The landlord will need to ensure:

  • That the use of the premises strictly prohibits non-shari’ah-compliant activities;
  • That the tenant will be unable to assign or sub-let the lease to an entity which may not be shari’ah compliant; and,
  • That they are able to impose penalties and actively enforce the above.
  • The tenant will need to ensure that:
  • It is clear what is, and what is not, acceptable under shari’ah law;
  • What will, and what will not, constitute a breach of the lease even if they are technically breaches of shari’ah law; and,
  • What type of penalty can be imposed for a non-compliant activity e.g. an injunction or damages claim.

Repair and Insurance

In Islamic law, leasing is treated as a kind of sale but shari’ah only allows the sale of tangible assets (with a few limited exceptions). For example, a debt cannot be sold. The Landlord ‘sells’ the temporary possession of the property. This may seem like a very subtle difference, however, the implication is that the landlord cannot pass on structural maintenance obligations or buildings insurance obligations to the tenant. In short, full repairing and insuring leases, which have become a staple in English law, are prohibited.

Shari’ah-compliant finance is one of the fastest growing sectors in the industry and shari’ah-compliant investment is predicted to increase greatly in European properties.
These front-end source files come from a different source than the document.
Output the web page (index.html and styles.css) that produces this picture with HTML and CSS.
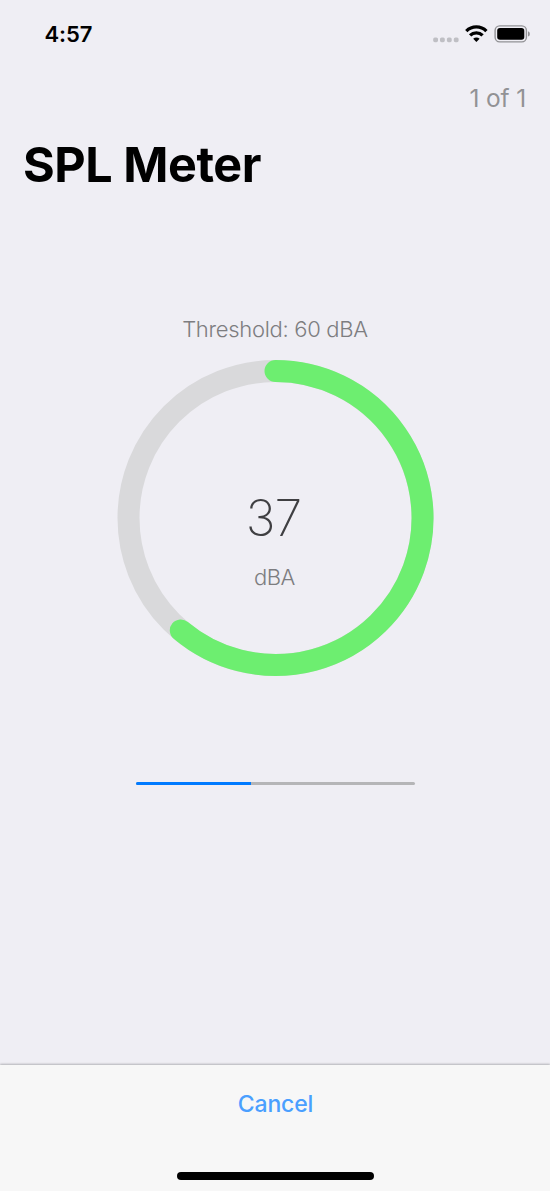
FILE: index.html
```html
<!DOCTYPE html>
<html lang="en">
<head>
<meta charset="utf-8">
<title>SPL Meter</title>
<link rel="stylesheet" href="styles.css">
</head>
<body>
<main class="screen">
  <header class="status">
    <span class="time">4:57</span>
    <svg class="status-icons" width="98" height="20" viewBox="433 24 98 20">
      <g fill="#bfbfc4"><rect x="433.2" y="37.4" width="4.8" height="4.8" rx="1.6"/><rect x="440" y="37.4" width="4.8" height="4.8" rx="1.6"/><rect x="446.9" y="37.4" width="4.8" height="4.8" rx="1.6"/><rect x="453.8" y="37.4" width="4.8" height="4.8" rx="1.6"/></g>
      <g fill="none" stroke="#000" stroke-width="3.3">
        <path d="M466.3 31.1a14.3 14.3 0 0 1 20.1 0"/>
        <path d="M470.1 35.4a8.9 8.9 0 0 1 12.5 0"/>
      </g>
      <path d="M476.4 42l-3.2-3.2a4.5 4.5 0 0 1 6.4 0z"/>
      <rect x="495.1" y="25.9" width="31.3" height="16" rx="4.6" fill="none" stroke="#929295" stroke-width="1.4"/>
      <rect x="497.2" y="28" width="27.1" height="11.8" rx="2.8"/>
      <path d="M528 31.2q1.9.7 1.9 2.7t-1.9 2.7z" fill="#929295"/>
    </svg>
  </header>
  <div class="counter">1 of 1</div>
  <h1 class="title">SPL Meter</h1>
  <section class="meter">
    <div class="threshold">Threshold: 60 dBA</div>
    <div class="gauge">
      <svg class="ring" width="316" height="316" viewBox="-157.5 -158 316 316" fill="none" stroke-width="22">
        <circle r="147" stroke="#d9d9db"/>
        <path d="M0-147A147 147 0 1 1-94.7 112.4" stroke="#6dee70" stroke-linecap="round"/>
      </svg>
      <div class="reading">
        <div class="value">37</div>
        <div class="unit">dBA</div>
      </div>
    </div>
    <div class="progress"><div class="progress-fill"></div></div>
  </section>
  <footer class="footer">
    <span class="cancel">Cancel</span>
    <span class="home"></span>
  </footer>
</main>
</body>
</html>
```
FILE: styles.css
```css
* { box-sizing: border-box; }
body { margin: 0; background: #efeef4; font-family: Inter, "Liberation Sans", sans-serif; }
.screen { display: flex; flex-direction: column; width: 550px; height: 1191px; overflow: hidden; }
.status { display: flex; justify-content: space-between; align-items: center; height: 68px; padding: 0 19px 0 44.5px; }
.time { font-size: 22px; font-weight: 600; line-height: 28px; letter-spacing: -0.1px; }
.status-icons { display: block; }
.counter { height: 60px; padding-right: 24px; text-align: right; font-size: 24.5px; line-height: 60px; letter-spacing: -0.15px; color: #929295; }
.title { margin: 0; padding-left: 23px; height: 74px; font-size: 48.5px; line-height: 74px; font-weight: 700; letter-spacing: -0.45px; }
.meter { display: flex; flex-direction: column; align-items: center; padding-top: 112px; }
.threshold { height: 30px; line-height: 30px; font-size: 22px; font-weight: 300; letter-spacing: -0.3px; color: #7d7d80; }
.gauge { display: grid; width: 316px; height: 316px; margin: 16px 0 0 1px; }
.ring, .reading { grid-area: 1 / 1; }
.ring { display: block; overflow: visible; }
.reading { text-align: center; padding-top: 128px; }
.value { height: 60px; line-height: 60px; padding-right: 4px; font-size: 50px; font-weight: 200; letter-spacing: -0.8px; color: #3f3f42; }
.unit { height: 30px; margin-top: 14px; line-height: 30px; font-size: 22px; font-weight: 300; letter-spacing: -0.5px; padding-right: 2px; color: #7d7d80; }
.progress { width: 279px; height: 3px; margin: 106px 0 0 1px; border-radius: 1.5px; overflow: hidden; background: #b5b5b7; }
.progress-fill { width: 114.5px; height: 3px; background: #007aff; }
.footer { display: flex; flex-direction: column; align-items: center; height: 126px; margin-top: auto; padding-top: 24px; background: #f7f7f7; box-shadow: 0 -1px 2px #b2b2b6; }
.cancel { padding-left: 1px; font-size: 23px; line-height: 30px; font-weight: 500; letter-spacing: -0.15px; color: #4a9fff; }
.home { width: 197px; height: 8px; margin-top: 53px; border-radius: 4px; background: #000; }
```
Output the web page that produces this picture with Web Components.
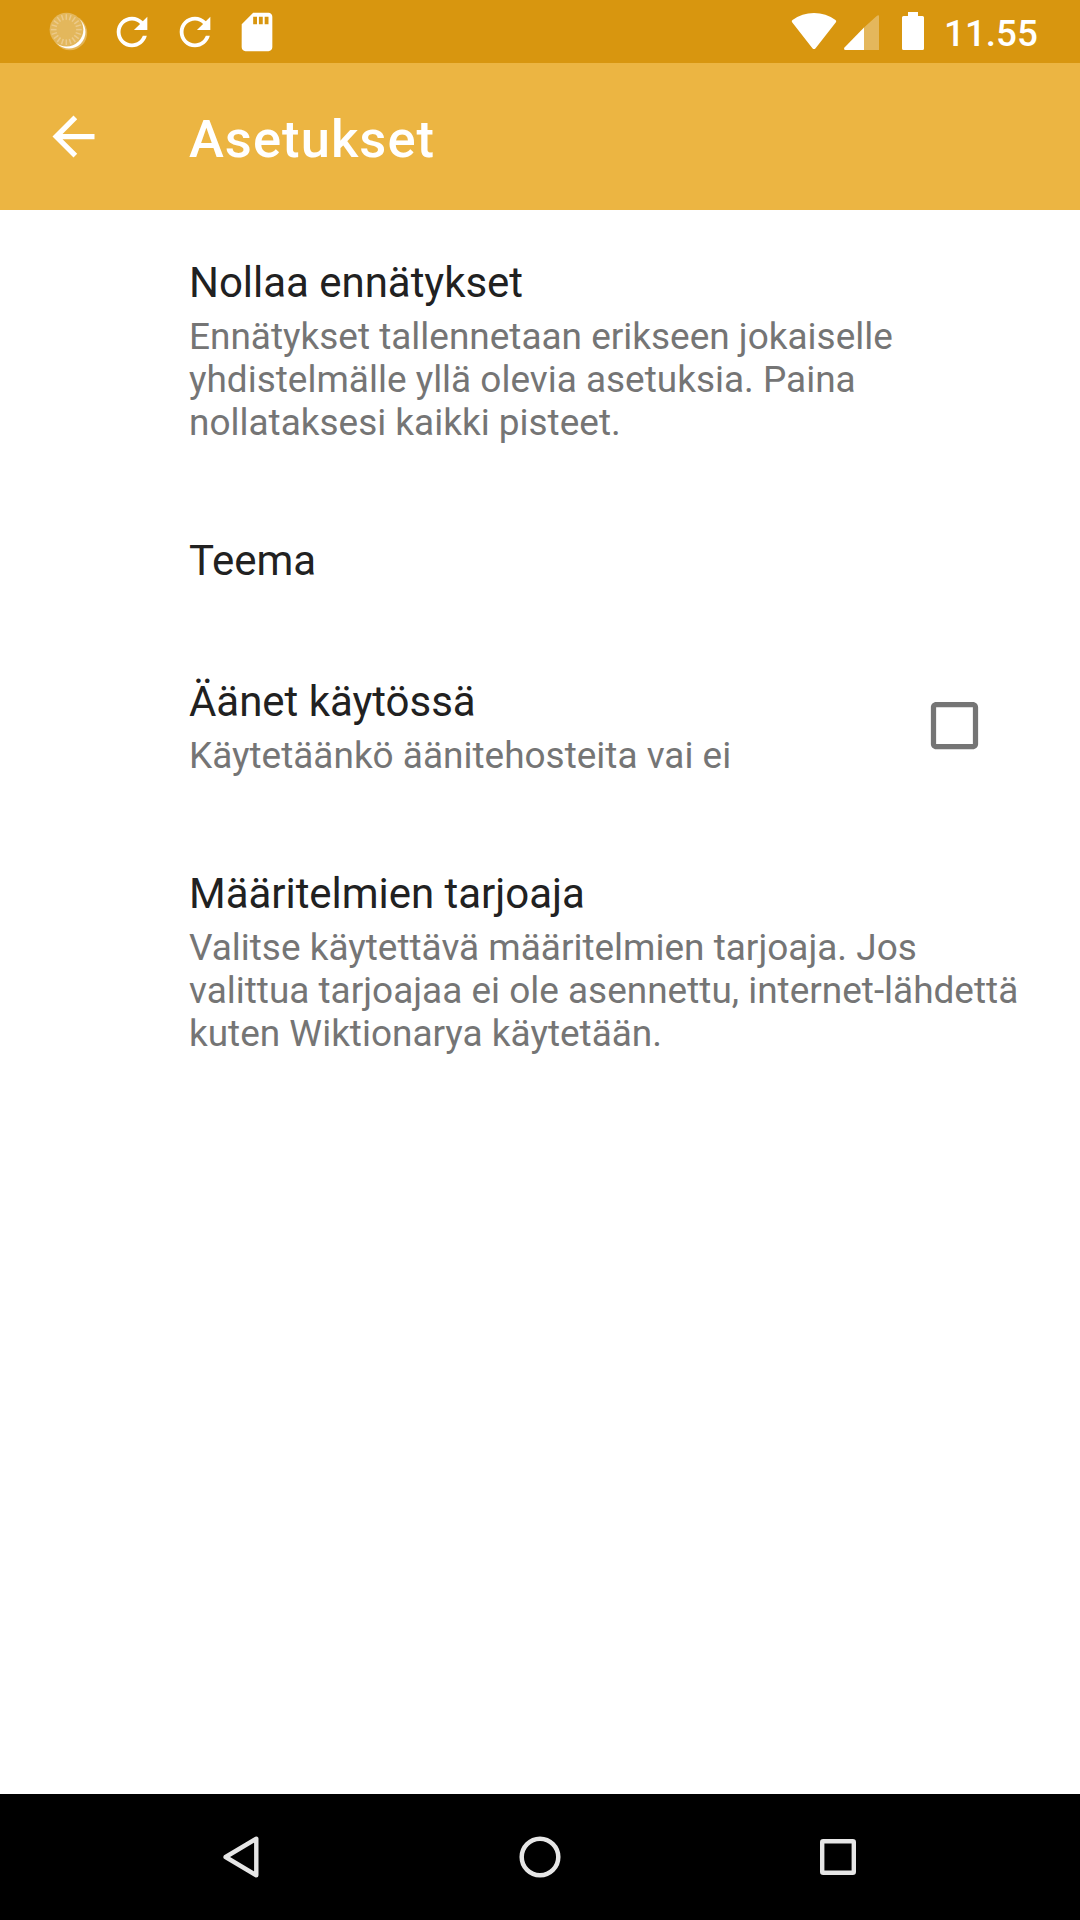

The results will mean that some forms of the lease could be quite different from the leases used in the majority of transactions. Shari’ah-compliant investors will of course have to complete with UK law and cannot force a tenant to amend an existing lease. Whether a new lease is being granted or an existing lease is being varied, the implications of shari’ah compliance must be carefully considered when negotiating and drafting all relevant documentation.